* [Problem statement]
Provide the count of lines that hold "this" and no other output.

* [Data to use]

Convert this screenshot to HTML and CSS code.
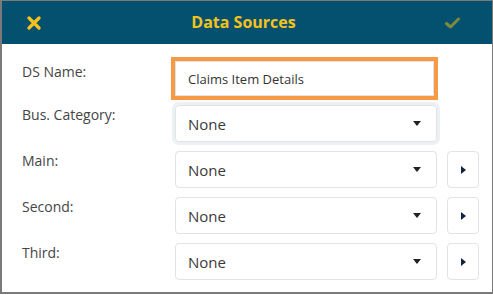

---

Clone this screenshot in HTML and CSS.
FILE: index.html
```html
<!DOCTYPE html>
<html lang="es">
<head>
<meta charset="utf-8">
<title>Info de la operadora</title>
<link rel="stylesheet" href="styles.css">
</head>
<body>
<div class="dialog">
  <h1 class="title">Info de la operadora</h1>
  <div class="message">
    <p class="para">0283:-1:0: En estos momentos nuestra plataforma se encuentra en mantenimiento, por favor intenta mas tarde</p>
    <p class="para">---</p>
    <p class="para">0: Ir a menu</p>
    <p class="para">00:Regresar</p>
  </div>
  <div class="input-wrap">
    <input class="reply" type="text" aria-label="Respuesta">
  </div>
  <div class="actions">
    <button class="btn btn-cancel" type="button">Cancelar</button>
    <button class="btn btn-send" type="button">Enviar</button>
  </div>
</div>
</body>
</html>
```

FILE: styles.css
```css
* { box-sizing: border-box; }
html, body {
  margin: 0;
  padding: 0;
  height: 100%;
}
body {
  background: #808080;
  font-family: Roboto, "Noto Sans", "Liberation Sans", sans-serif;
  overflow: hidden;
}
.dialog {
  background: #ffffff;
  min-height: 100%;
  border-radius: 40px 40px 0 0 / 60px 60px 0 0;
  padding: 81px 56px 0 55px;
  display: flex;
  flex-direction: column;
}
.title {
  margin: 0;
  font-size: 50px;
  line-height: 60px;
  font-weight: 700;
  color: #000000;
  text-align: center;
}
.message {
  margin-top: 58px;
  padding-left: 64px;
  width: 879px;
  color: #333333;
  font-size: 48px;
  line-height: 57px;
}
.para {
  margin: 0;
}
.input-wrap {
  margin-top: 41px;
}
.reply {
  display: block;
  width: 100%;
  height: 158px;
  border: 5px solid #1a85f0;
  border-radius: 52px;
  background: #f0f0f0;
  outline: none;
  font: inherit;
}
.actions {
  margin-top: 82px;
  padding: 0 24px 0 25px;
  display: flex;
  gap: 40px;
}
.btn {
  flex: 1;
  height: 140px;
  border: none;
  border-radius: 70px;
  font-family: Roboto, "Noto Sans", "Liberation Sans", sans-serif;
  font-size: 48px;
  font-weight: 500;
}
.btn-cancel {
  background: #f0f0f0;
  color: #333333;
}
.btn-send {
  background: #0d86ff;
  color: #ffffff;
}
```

* [The completed task]
2